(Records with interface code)
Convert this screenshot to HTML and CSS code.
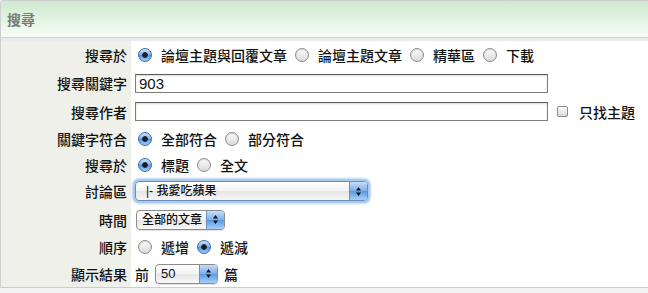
FILE: index.html
```html
<!DOCTYPE html>
<html lang="zh-Hant">
<head>
    <meta charset="UTF-8">
    <title>搜尋</title>
    <link rel="stylesheet" href="styles.css">
</head>
<body>
<div class="panel">
    <div class="panel-head">搜尋</div>
    <div class="search-form">
        <div class="label">搜尋於</div>
        <div class="field">
            <label class="opt"><input type="radio" name="area" checked>論壇主題與回覆文章</label>
            <label class="opt"><input type="radio" name="area">論壇主題文章</label>
            <label class="opt"><input type="radio" name="area">精華區</label>
            <label class="opt"><input type="radio" name="area">下載</label>
        </div>

        <div class="label">搜尋關鍵字</div>
        <div class="field">
            <input type="text" class="text-input" value="903">
        </div>

        <div class="label">搜尋作者</div>
        <div class="field">
            <input type="text" class="text-input">
            <label class="opt check-opt"><input type="checkbox">只找主題</label>
        </div>

        <div class="label">關鍵字符合</div>
        <div class="field">
            <label class="opt"><input type="radio" name="match" checked>全部符合</label>
            <label class="opt"><input type="radio" name="match">部分符合</label>
        </div>

        <div class="label">搜尋於</div>
        <div class="field">
            <label class="opt"><input type="radio" name="scope" checked>標題</label>
            <label class="opt"><input type="radio" name="scope">全文</label>
        </div>

        <div class="label">討論區</div>
        <div class="field">
            <div class="popup popup-forum focused">
                <span class="popup-text">|- 我愛吃蘋果</span>
                <span class="popup-arrow">
                    <svg width="7" height="11" viewBox="0 0 7 11"><path d="M3.5 1L6 4.5H1z M1 6.5H6L3.5 10z" fill="#111"/></svg>
                </span>
            </div>
        </div>

        <div class="label">時間</div>
        <div class="field">
            <div class="popup popup-time">
                <span class="popup-text">全部的文章</span>
                <span class="popup-arrow">
                    <svg width="7" height="11" viewBox="0 0 7 11"><path d="M3.5 1L6 4.5H1z M1 6.5H6L3.5 10z" fill="#111"/></svg>
                </span>
            </div>
        </div>

        <div class="label">順序</div>
        <div class="field">
            <label class="opt"><input type="radio" name="order">遞增</label>
            <label class="opt"><input type="radio" name="order" checked>遞減</label>
        </div>

        <div class="label">顯示結果</div>
        <div class="field">
            <span>前</span>
            <div class="popup popup-count">
                <span class="popup-text num">50</span>
                <span class="popup-arrow">
                    <svg width="7" height="11" viewBox="0 0 7 11"><path d="M3.5 1L6 4.5H1z M1 6.5H6L3.5 10z" fill="#111"/></svg>
                </span>
            </div>
            <span>篇</span>
        </div>
    </div>
</div>
</body>
</html>
```

FILE: styles.css
```css
body {
    margin: 0;
    font-family: "Liberation Sans", "Noto Sans CJK TC", sans-serif;
    font-size: 14px;
    font-weight: 500;
    color: #111;
    background-color: #f3f3f3;
}
.panel {
    background-color: #fff;
    border-left: 1px solid #cfcfcf;
    border-top: 1px solid #cfcfcf;
    border-top-left-radius: 4px;
    overflow: hidden;
}
.panel-head {
    height: 36px;
    line-height: 38px;
    padding-left: 6px;
    font-weight: bold;
    color: #777c77;
    background: linear-gradient(#cfe8cf, #f7fef5);
    border-bottom: 1px solid #d3d3d3;
}
.search-form {
    display: grid;
    grid-template-columns: 130px 1fr;
    grid-template-rows: 28px 28px 29px 26px 25px 28px 29px 26px 27px;
    border-top: 3px solid #ebebeb;
    border-bottom: 1px solid #cdcdcd;
}
.label {
    display: flex;
    align-items: center;
    justify-content: flex-end;
    padding-right: 4px;
    background-color: #eff0e9;
}
.field {
    display: flex;
    align-items: center;
    padding-left: 4px;
    gap: 6px;
}
.opt {
    display: flex;
    align-items: center;
    gap: 9px;
    margin-right: 2px;
}
.opt:first-child {
    margin-left: 3px;
}
input[type="radio"] {
    appearance: none;
    width: 14px;
    height: 14px;
    margin: 0;
    border-radius: 50%;
    border: 1px solid #8d8d8d;
    background: linear-gradient(#fdfdfd, #dadada);
    box-shadow: inset 0 1px 1px rgba(0, 0, 0, 0.15);
}
input[type="radio"]:checked {
    border-color: #3f6ca5;
    background: radial-gradient(circle, #1b1b2b 0 2.4px, transparent 3.2px),
                linear-gradient(#cfe4fb, #79aeec 50%, #5093e2 51%, #a4cdf8);
    box-shadow: none;
}
input[type="checkbox"] {
    appearance: none;
    width: 11px;
    height: 11px;
    margin: 0;
    border: 1px solid #8a8a8a;
    border-radius: 2px;
    background: linear-gradient(#fdfdfd, #d8d8d8);
}
.check-opt {
    margin-left: 3px;
    gap: 11px;
}
.text-input {
    width: 413px;
    height: 19px;
    box-sizing: border-box;
    margin: 0;
    padding: 0 3px;
    border: 1px solid #7d7d7d;
    border-top-color: #5a5a5a;
    box-shadow: inset 0 1px 2px rgba(0, 0, 0, 0.15);
    font-family: "Liberation Sans", sans-serif;
    font-size: 15px;
    color: #111;
}
.popup {
    display: flex;
    height: 20px;
    box-sizing: border-box;
    border: 1px solid #8c8c8c;
    border-radius: 4px;
    overflow: hidden;
    font-size: 12px;
    background: linear-gradient(#fff, #f2f2f2 50%, #e5e5e5 51%, #f8f8f8);
    box-shadow: 0 1px 1px rgba(0, 0, 0, 0.12);
}
.popup-text {
    flex: 1;
    padding-left: 5px;
    line-height: 18px;
    white-space: nowrap;
}
.popup-arrow {
    width: 17px;
    display: flex;
    align-items: center;
    justify-content: center;
    border-left: 1px solid #6f8fb6;
    background: linear-gradient(#c6ddf8, #7badec 50%, #5a97e4 51%, #a7d0f9);
}
.popup.focused {
    overflow: visible;
    border-color: #6d8bb4;
    box-shadow: 0 0 0 2px #a9cbf0, 0 0 3px 2px #80ace2;
}
.popup.focused .popup-arrow {
    border-radius: 0 3px 3px 0;
}
.popup-forum {
    width: 233px;
}
.popup-forum .popup-text {
    padding-left: 10px;
}
.popup-time {
    width: 89px;
    margin-left: 1px;
}
.popup-count {
    width: 63px;
}
.num {
    font-size: 13px;
}
```
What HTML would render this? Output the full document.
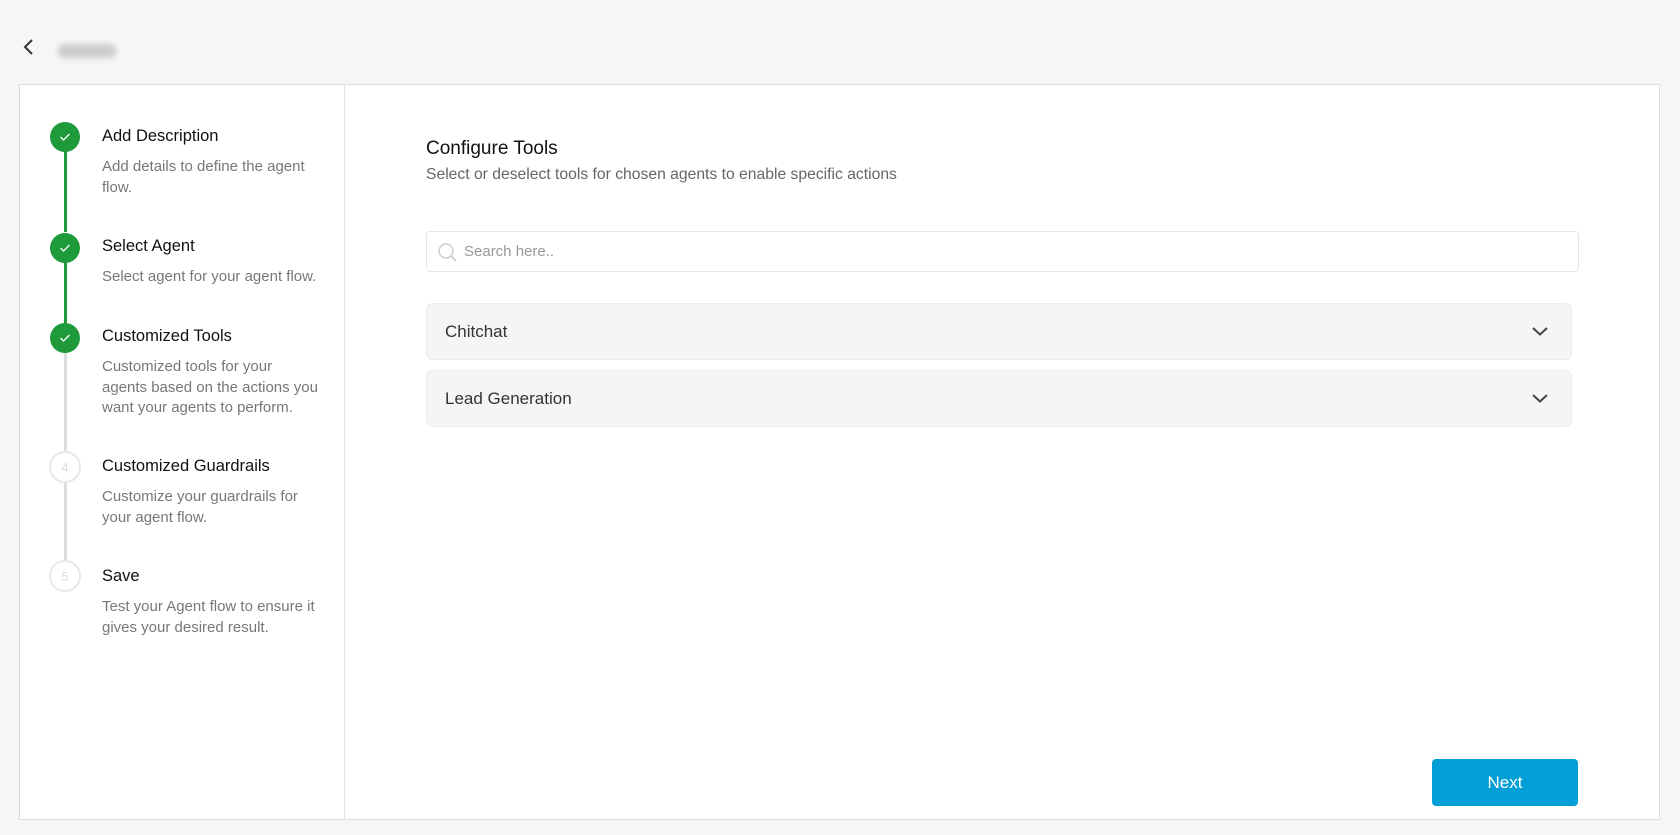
<!DOCTYPE html>
<html><head><meta charset="utf-8"><style>
*{box-sizing:border-box;margin:0;padding:0}
body{width:1680px;height:835px;background:#f6f6f6;font-family:"Liberation Sans",sans-serif;position:relative;overflow:hidden;color:#111}
.abs{position:absolute}
.card{left:19px;top:84px;width:1641px;height:736px;background:#fff;border:1px solid #dedede}
.div{left:344px;top:84px;width:1px;height:736px;background:#e2e2e2}
.circ{width:30px;height:30px;border-radius:50%;left:50px;display:flex;align-items:center;justify-content:center}
.done{background:#1e9a3a}
.todo{background:#fff;border:2px solid #e8e8e8;color:#ddd;font-size:13px;width:32px;height:32px;left:49px}
.line{left:64px;width:3px}
.t{left:102px;font-size:16.5px;color:#111;line-height:20px}
.d{left:102px;font-size:15px;color:#777;line-height:20.5px;width:216px}
.acc{left:426px;width:1146px;height:57px;background:#f5f5f5;border:1px solid #ececec;border-radius:7px}
.acc span{position:absolute;left:18px;top:18px;font-size:17px;color:#333}
.acc svg{position:absolute;right:22px;top:21px}
</style></head><body>
<svg class="abs" style="left:22px;top:38px" width="14" height="18" viewBox="0 0 14 18"><path d="M10 2 L3 9 L10 16" fill="none" stroke="#333" stroke-width="2"/></svg>
<div class="abs" style="left:58px;top:44px;width:58px;height:14px;background:#ccc;border-radius:6px;filter:blur(3px)"></div>
<div class="abs card"></div>
<div class="abs div"></div>

<div class="abs line" style="top:150px;height:82px;background:#1e9a3a"></div>
<div class="abs line" style="top:261px;height:62px;background:#1e9a3a"></div>
<div class="abs line" style="top:351px;height:101px;background:#ddd"></div>
<div class="abs line" style="top:481px;height:80px;background:#ddd"></div>

<div class="abs circ done" style="top:122px"><svg width="12" height="10" viewBox="0 0 12 10"><path d="M1.5 5 L4.5 8 L10.5 2" fill="none" stroke="#fff" stroke-width="1.3"/></svg></div>
<div class="abs circ done" style="top:233px"><svg width="12" height="10" viewBox="0 0 12 10"><path d="M1.5 5 L4.5 8 L10.5 2" fill="none" stroke="#fff" stroke-width="1.3"/></svg></div>
<div class="abs circ done" style="top:323px"><svg width="12" height="10" viewBox="0 0 12 10"><path d="M1.5 5 L4.5 8 L10.5 2" fill="none" stroke="#fff" stroke-width="1.3"/></svg></div>
<div class="abs circ todo" style="top:451px">4</div>
<div class="abs circ todo" style="top:560px">5</div>

<div class="abs t" style="top:126px">Add Description</div>
<div class="abs d" style="top:157px">Add details to define the agent flow.</div>
<div class="abs t" style="top:236px">Select Agent</div>
<div class="abs d" style="top:267px">Select agent for your agent flow.</div>
<div class="abs t" style="top:326px">Customized Tools</div>
<div class="abs d" style="top:357px">Customized tools for your agents based on the actions you want your agents to perform.</div>
<div class="abs t" style="top:456px">Customized Guardrails</div>
<div class="abs d" style="top:487px">Customize your guardrails for your agent flow.</div>
<div class="abs t" style="top:566px">Save</div>
<div class="abs d" style="top:597px">Test your Agent flow to ensure it gives your desired result.</div>

<div class="abs" style="left:426px;top:138px;font-size:19px;color:#111">Configure Tools</div>
<div class="abs" style="left:426px;top:166px;font-size:15.7px;color:#666">Select or deselect tools for chosen agents to enable specific actions</div>

<div class="abs" style="left:426px;top:231px;width:1153px;height:41px;border:1px solid #e6e6e6;border-radius:4px;background:#fff">
<svg class="abs" style="left:10px;top:10px" width="22" height="22" viewBox="0 0 22 22"><circle cx="9" cy="9" r="7" fill="none" stroke="#ccc" stroke-width="1.4"/><path d="M14 14 L19 19" stroke="#ccc" stroke-width="1.6"/></svg>
<span class="abs" style="left:37px;top:11px;font-size:15px;color:#999">Search here..</span>
</div>

<div class="abs acc" style="top:303px"><span>Chitchat</span><svg width="18" height="12" viewBox="0 0 18 12"><path d="M2 3 L9 9.5 L16 3" fill="none" stroke="#444" stroke-width="2"/></svg></div>
<div class="abs acc" style="top:370px"><span>Lead Generation</span><svg width="18" height="12" viewBox="0 0 18 12"><path d="M2 3 L9 9.5 L16 3" fill="none" stroke="#444" stroke-width="2"/></svg></div>

<div class="abs" style="left:1432px;top:759px;width:146px;height:47px;background:#049fd6;border-radius:4px;color:#fff;font-size:17px;display:flex;align-items:center;justify-content:center">Next</div>
</body></html>
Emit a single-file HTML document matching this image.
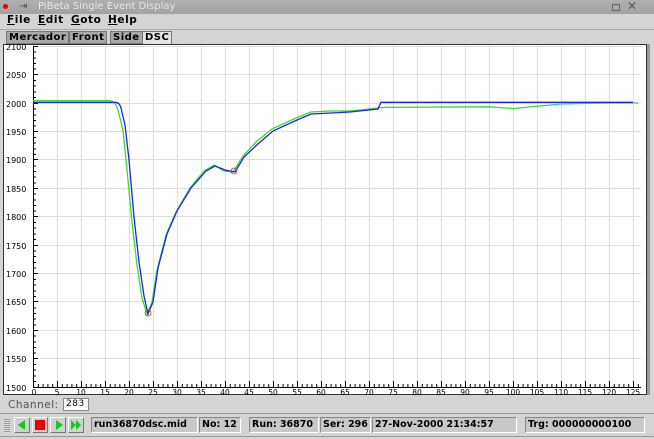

To do:
Identify every line holding the word "document" and copy it out.

Final answer:
What HTML would render this? Output the full document.
Emit a single-file HTML document matching this image.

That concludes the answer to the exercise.